High-stress crystal-plasticity versus creep of rock-forming minerals – the importance of stress-loading rates indicated by deformation microfabrics

There is ample evidence of transient high stresses of several hundred MPa at the base of the seismogenic zone in the continental crust, i.e. at greenschist-facies conditions. The microstructural evidence from these depths includes twinning and kinking of jadeite and amphibole, as well as quasi-instantaneous cataclastic deformation of garnet and quartz. At interseismic strain rates, known flow laws for dislocation creep of the rheological dominant mineral, quartz, and/or dissolution precipitation creep of crustal rocks predict lower stresses at the given pressure-temperature conditions. Thus, fast stress-loading rates are required to explain the inferred high-stress crystal-plasticity at greenschist-facies conditions, i.e. loading rates from few tens of MPa to several hundred of MPa within minutes, corresponding to the rupture times for major earthquakes in the seismogenic zone.

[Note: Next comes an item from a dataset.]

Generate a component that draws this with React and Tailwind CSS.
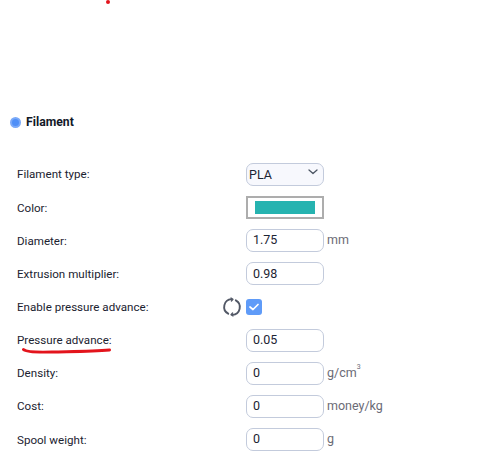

Although high-stress crystal-plasticity is not allowing to accumulate a high amount of strain, as high stresses prevail only transiently, it provides a driving force for accelerated but rapidly decaying creep, where higher amounts of strain can be accumulated. The strength of both, fault rocks and their host rocks, is strongly depending on the stress conditions that control whether they behave by high-stress crystal-plasticity or creep at given pressure-temperature conditions. Thus, the rheology of crustal rocks is dependent on the stress-loading rates during the seismic cycle controlled by the distance to the tip of the seismic active fault.